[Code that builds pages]
◆ ◆ ◆ ◆ ◆
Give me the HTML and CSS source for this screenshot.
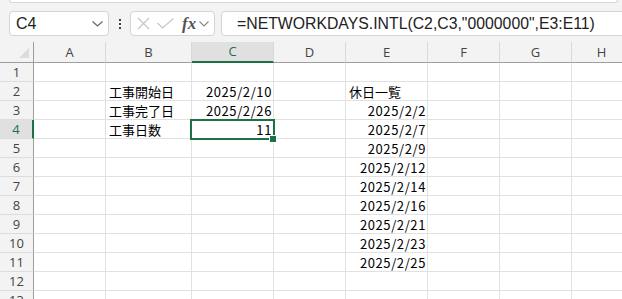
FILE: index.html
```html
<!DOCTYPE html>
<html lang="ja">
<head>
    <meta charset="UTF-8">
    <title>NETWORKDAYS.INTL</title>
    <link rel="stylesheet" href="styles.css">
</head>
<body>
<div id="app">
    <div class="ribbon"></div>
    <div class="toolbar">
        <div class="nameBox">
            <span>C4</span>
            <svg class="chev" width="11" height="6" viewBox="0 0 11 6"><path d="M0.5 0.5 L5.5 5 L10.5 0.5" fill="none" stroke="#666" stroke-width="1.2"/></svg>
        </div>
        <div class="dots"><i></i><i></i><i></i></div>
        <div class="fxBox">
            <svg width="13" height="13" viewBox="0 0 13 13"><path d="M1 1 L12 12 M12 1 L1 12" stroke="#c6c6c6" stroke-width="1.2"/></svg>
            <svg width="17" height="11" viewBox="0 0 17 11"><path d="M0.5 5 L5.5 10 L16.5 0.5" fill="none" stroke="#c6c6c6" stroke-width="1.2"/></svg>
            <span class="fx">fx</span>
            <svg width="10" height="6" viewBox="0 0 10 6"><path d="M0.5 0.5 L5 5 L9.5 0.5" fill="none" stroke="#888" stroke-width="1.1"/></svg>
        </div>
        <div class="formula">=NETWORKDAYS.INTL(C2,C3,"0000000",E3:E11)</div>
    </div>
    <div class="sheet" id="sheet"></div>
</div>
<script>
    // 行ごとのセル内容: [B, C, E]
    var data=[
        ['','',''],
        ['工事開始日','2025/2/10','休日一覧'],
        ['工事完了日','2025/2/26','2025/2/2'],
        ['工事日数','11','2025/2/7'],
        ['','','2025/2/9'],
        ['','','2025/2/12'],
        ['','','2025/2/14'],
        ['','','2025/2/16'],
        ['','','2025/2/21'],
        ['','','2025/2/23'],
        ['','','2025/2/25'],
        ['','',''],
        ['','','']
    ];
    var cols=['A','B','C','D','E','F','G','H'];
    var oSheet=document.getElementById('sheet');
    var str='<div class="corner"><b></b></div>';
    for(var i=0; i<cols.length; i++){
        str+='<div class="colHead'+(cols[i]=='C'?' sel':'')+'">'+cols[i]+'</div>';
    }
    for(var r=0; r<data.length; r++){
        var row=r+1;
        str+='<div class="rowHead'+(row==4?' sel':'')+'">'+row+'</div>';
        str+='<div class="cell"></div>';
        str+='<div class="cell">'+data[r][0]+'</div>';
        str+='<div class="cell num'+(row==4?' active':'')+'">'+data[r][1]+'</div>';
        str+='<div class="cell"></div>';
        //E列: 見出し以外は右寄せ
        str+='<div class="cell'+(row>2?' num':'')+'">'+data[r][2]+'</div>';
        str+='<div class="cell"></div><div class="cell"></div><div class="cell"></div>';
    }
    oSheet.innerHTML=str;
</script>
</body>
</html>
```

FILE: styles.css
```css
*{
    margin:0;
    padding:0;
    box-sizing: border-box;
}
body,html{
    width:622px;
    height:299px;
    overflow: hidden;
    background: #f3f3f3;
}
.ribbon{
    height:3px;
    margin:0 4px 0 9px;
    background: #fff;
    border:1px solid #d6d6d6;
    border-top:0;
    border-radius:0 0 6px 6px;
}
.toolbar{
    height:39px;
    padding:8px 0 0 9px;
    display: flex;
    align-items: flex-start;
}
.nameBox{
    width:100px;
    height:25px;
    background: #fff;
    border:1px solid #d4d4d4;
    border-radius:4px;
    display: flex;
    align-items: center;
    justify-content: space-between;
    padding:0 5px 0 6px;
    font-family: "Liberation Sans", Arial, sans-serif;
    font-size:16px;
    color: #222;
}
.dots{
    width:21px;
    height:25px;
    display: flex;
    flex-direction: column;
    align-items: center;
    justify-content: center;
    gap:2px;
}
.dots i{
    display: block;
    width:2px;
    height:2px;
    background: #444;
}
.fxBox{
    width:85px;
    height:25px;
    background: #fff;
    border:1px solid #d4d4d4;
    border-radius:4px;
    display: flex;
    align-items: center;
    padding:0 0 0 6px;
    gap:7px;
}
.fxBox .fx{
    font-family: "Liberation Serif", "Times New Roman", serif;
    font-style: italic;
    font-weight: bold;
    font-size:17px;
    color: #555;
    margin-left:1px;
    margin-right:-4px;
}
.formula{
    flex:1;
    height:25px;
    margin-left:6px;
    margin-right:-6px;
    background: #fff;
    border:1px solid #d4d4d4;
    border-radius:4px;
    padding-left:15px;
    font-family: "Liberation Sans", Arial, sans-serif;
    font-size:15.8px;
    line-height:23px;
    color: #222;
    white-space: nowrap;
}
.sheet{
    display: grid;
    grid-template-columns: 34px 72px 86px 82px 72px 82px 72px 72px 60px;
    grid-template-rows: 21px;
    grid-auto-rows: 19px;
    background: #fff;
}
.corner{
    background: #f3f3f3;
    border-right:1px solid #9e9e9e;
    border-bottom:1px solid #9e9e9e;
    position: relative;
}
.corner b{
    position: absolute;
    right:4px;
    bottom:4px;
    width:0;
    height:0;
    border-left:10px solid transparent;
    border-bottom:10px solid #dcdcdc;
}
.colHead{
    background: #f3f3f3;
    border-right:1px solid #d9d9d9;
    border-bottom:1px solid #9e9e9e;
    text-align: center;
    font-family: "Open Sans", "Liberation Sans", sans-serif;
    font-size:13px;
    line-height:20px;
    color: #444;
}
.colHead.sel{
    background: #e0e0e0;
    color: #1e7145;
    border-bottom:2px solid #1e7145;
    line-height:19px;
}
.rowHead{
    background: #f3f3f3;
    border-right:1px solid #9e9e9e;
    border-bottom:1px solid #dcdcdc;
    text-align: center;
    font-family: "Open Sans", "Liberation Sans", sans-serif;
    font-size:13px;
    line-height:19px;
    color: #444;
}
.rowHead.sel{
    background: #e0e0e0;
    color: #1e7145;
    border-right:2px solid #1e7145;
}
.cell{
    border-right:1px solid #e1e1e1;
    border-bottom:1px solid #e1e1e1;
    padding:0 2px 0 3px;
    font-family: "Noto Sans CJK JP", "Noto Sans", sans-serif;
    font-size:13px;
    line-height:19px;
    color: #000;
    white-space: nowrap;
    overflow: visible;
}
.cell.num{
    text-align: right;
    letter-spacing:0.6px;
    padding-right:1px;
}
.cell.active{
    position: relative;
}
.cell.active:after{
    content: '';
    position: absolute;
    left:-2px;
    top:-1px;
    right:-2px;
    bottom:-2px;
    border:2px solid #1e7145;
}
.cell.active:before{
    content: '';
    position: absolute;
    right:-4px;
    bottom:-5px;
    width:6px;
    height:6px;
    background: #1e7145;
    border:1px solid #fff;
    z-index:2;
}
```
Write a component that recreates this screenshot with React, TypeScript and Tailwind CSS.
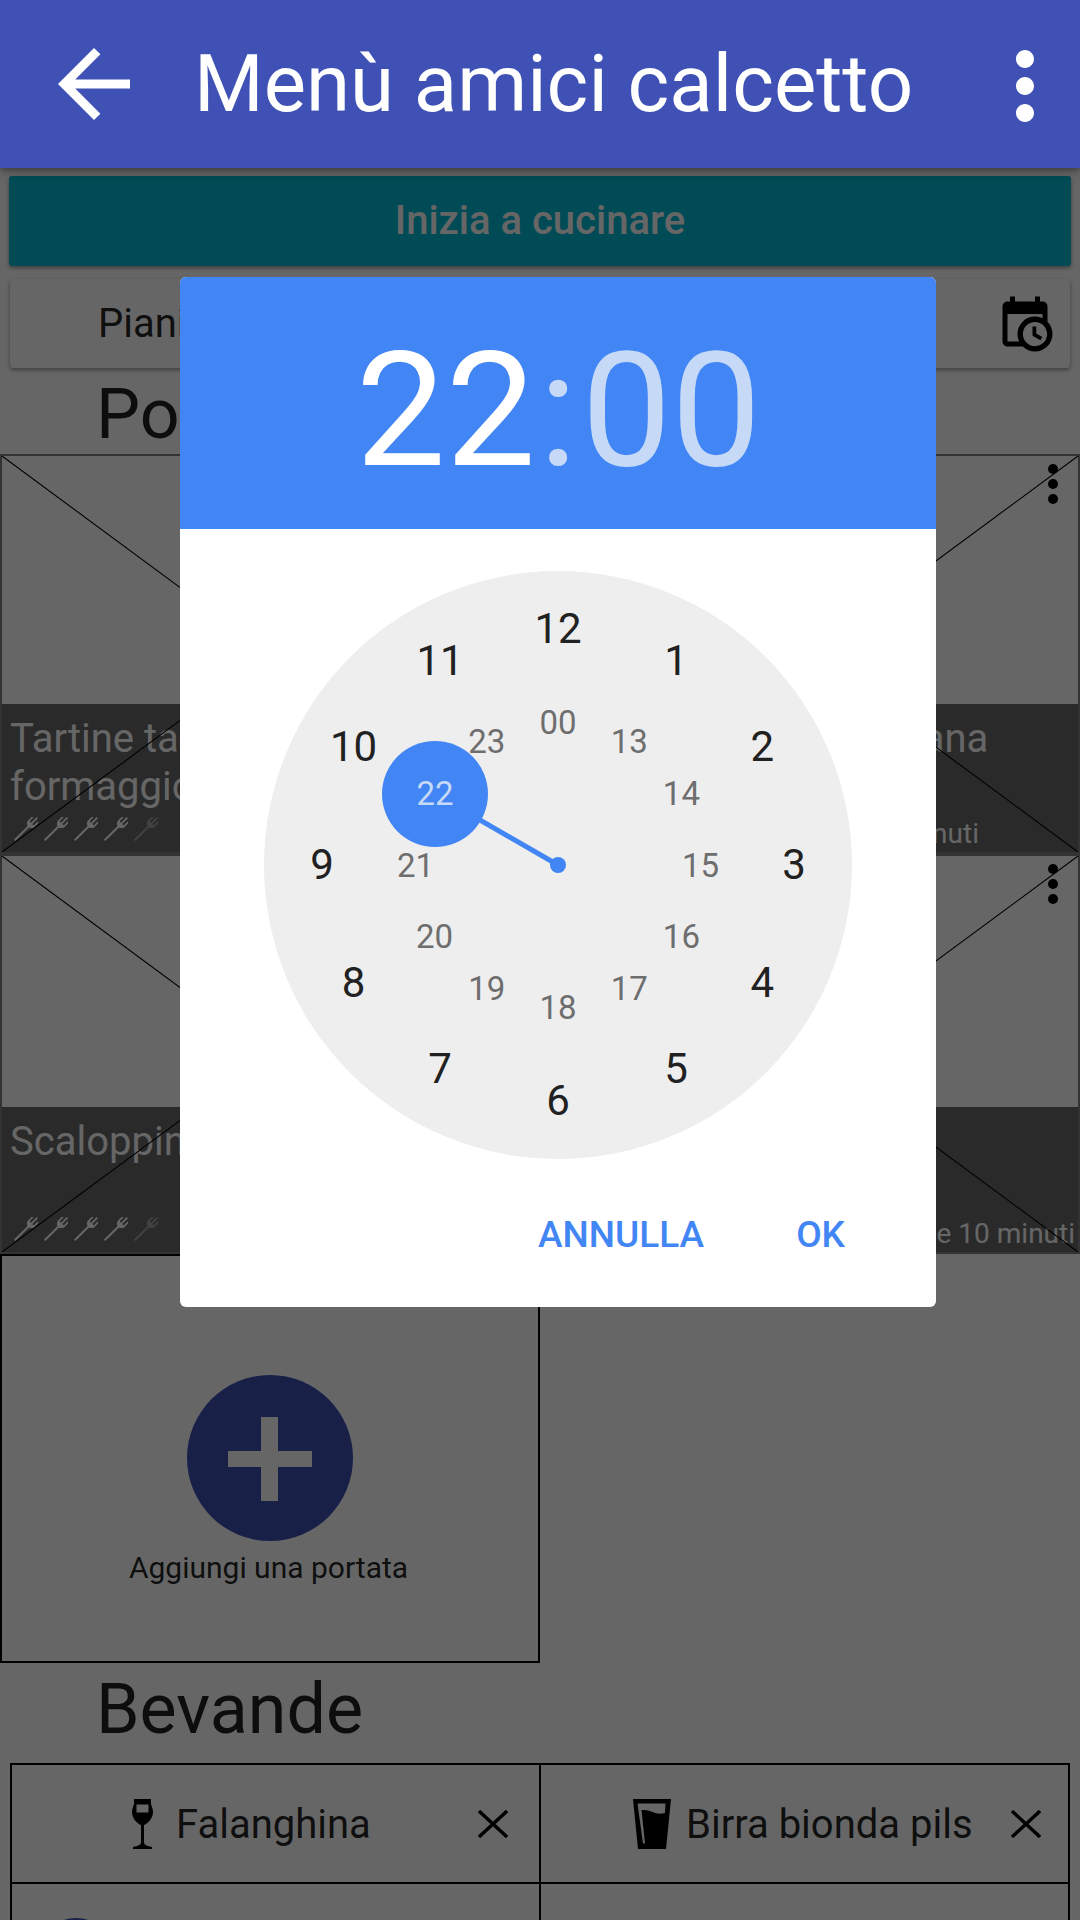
◆ ◆ ◆ ◆ ◆
Keep the pictures out of the copy and write out the data exactly as it stands.

[Response to this exercise]
Give me the HTML and CSS source for this screenshot.
FILE: index.html
```html
<!DOCTYPE html>
<html lang="ja">
<head>
    <meta charset="UTF-8">
    <title>NETWORKDAYS.INTL</title>
    <link rel="stylesheet" href="styles.css">
</head>
<body>
<div id="app">
    <div class="ribbon"></div>
    <div class="toolbar">
        <div class="nameBox">
            <span>C4</span>
            <svg class="chev" width="11" height="6" viewBox="0 0 11 6"><path d="M0.5 0.5 L5.5 5 L10.5 0.5" fill="none" stroke="#666" stroke-width="1.2"/></svg>
        </div>
        <div class="dots"><i></i><i></i><i></i></div>
        <div class="fxBox">
            <svg width="13" height="13" viewBox="0 0 13 13"><path d="M1 1 L12 12 M12 1 L1 12" stroke="#c6c6c6" stroke-width="1.2"/></svg>
            <svg width="17" height="11" viewBox="0 0 17 11"><path d="M0.5 5 L5.5 10 L16.5 0.5" fill="none" stroke="#c6c6c6" stroke-width="1.2"/></svg>
            <span class="fx">fx</span>
            <svg width="10" height="6" viewBox="0 0 10 6"><path d="M0.5 0.5 L5 5 L9.5 0.5" fill="none" stroke="#888" stroke-width="1.1"/></svg>
        </div>
        <div class="formula">=NETWORKDAYS.INTL(C2,C3,"0000000",E3:E11)</div>
    </div>
    <div class="sheet" id="sheet"></div>
</div>
<script>
    // 行ごとのセル内容: [B, C, E]
    var data=[
        ['','',''],
        ['工事開始日','2025/2/10','休日一覧'],
        ['工事完了日','2025/2/26','2025/2/2'],
        ['工事日数','11','2025/2/7'],
        ['','','2025/2/9'],
        ['','','2025/2/12'],
        ['','','2025/2/14'],
        ['','','2025/2/16'],
        ['','','2025/2/21'],
        ['','','2025/2/23'],
        ['','','2025/2/25'],
        ['','',''],
        ['','','']
    ];
    var cols=['A','B','C','D','E','F','G','H'];
    var oSheet=document.getElementById('sheet');
    var str='<div class="corner"><b></b></div>';
    for(var i=0; i<cols.length; i++){
        str+='<div class="colHead'+(cols[i]=='C'?' sel':'')+'">'+cols[i]+'</div>';
    }
    for(var r=0; r<data.length; r++){
        var row=r+1;
        str+='<div class="rowHead'+(row==4?' sel':'')+'">'+row+'</div>';
        str+='<div class="cell"></div>';
        str+='<div class="cell">'+data[r][0]+'</div>';
        str+='<div class="cell num'+(row==4?' active':'')+'">'+data[r][1]+'</div>';
        str+='<div class="cell"></div>';
        //E列: 見出し以外は右寄せ
        str+='<div class="cell'+(row>2?' num':'')+'">'+data[r][2]+'</div>';
        str+='<div class="cell"></div><div class="cell"></div><div class="cell"></div>';
    }
    oSheet.innerHTML=str;
</script>
</body>
</html>
```

FILE: styles.css
```css
*{
    margin:0;
    padding:0;
    box-sizing: border-box;
}
body,html{
    width:622px;
    height:299px;
    overflow: hidden;
    background: #f3f3f3;
}
.ribbon{
    height:3px;
    margin:0 4px 0 9px;
    background: #fff;
    border:1px solid #d6d6d6;
    border-top:0;
    border-radius:0 0 6px 6px;
}
.toolbar{
    height:39px;
    padding:8px 0 0 9px;
    display: flex;
    align-items: flex-start;
}
.nameBox{
    width:100px;
    height:25px;
    background: #fff;
    border:1px solid #d4d4d4;
    border-radius:4px;
    display: flex;
    align-items: center;
    justify-content: space-between;
    padding:0 5px 0 6px;
    font-family: "Liberation Sans", Arial, sans-serif;
    font-size:16px;
    color: #222;
}
.dots{
    width:21px;
    height:25px;
    display: flex;
    flex-direction: column;
    align-items: center;
    justify-content: center;
    gap:2px;
}
.dots i{
    display: block;
    width:2px;
    height:2px;
    background: #444;
}
.fxBox{
    width:85px;
    height:25px;
    background: #fff;
    border:1px solid #d4d4d4;
    border-radius:4px;
    display: flex;
    align-items: center;
    padding:0 0 0 6px;
    gap:7px;
}
.fxBox .fx{
    font-family: "Liberation Serif", "Times New Roman", serif;
    font-style: italic;
    font-weight: bold;
    font-size:17px;
    color: #555;
    margin-left:1px;
    margin-right:-4px;
}
.formula{
    flex:1;
    height:25px;
    margin-left:6px;
    margin-right:-6px;
    background: #fff;
    border:1px solid #d4d4d4;
    border-radius:4px;
    padding-left:15px;
    font-family: "Liberation Sans", Arial, sans-serif;
    font-size:15.8px;
    line-height:23px;
    color: #222;
    white-space: nowrap;
}
.sheet{
    display: grid;
    grid-template-columns: 34px 72px 86px 82px 72px 82px 72px 72px 60px;
    grid-template-rows: 21px;
    grid-auto-rows: 19px;
    background: #fff;
}
.corner{
    background: #f3f3f3;
    border-right:1px solid #9e9e9e;
    border-bottom:1px solid #9e9e9e;
    position: relative;
}
.corner b{
    position: absolute;
    right:4px;
    bottom:4px;
    width:0;
    height:0;
    border-left:10px solid transparent;
    border-bottom:10px solid #dcdcdc;
}
.colHead{
    background: #f3f3f3;
    border-right:1px solid #d9d9d9;
    border-bottom:1px solid #9e9e9e;
    text-align: center;
    font-family: "Open Sans", "Liberation Sans", sans-serif;
    font-size:13px;
    line-height:20px;
    color: #444;
}
.colHead.sel{
    background: #e0e0e0;
    color: #1e7145;
    border-bottom:2px solid #1e7145;
    line-height:19px;
}
.rowHead{
    background: #f3f3f3;
    border-right:1px solid #9e9e9e;
    border-bottom:1px solid #dcdcdc;
    text-align: center;
    font-family: "Open Sans", "Liberation Sans", sans-serif;
    font-size:13px;
    line-height:19px;
    color: #444;
}
.rowHead.sel{
    background: #e0e0e0;
    color: #1e7145;
    border-right:2px solid #1e7145;
}
.cell{
    border-right:1px solid #e1e1e1;
    border-bottom:1px solid #e1e1e1;
    padding:0 2px 0 3px;
    font-family: "Noto Sans CJK JP", "Noto Sans", sans-serif;
    font-size:13px;
    line-height:19px;
    color: #000;
    white-space: nowrap;
    overflow: visible;
}
.cell.num{
    text-align: right;
    letter-spacing:0.6px;
    padding-right:1px;
}
.cell.active{
    position: relative;
}
.cell.active:after{
    content: '';
    position: absolute;
    left:-2px;
    top:-1px;
    right:-2px;
    bottom:-2px;
    border:2px solid #1e7145;
}
.cell.active:before{
    content: '';
    position: absolute;
    right:-4px;
    bottom:-5px;
    width:6px;
    height:6px;
    background: #1e7145;
    border:1px solid #fff;
    z-index:2;
}
```
Write a component that recreates this screenshot with React, TypeScript and Tailwind CSS.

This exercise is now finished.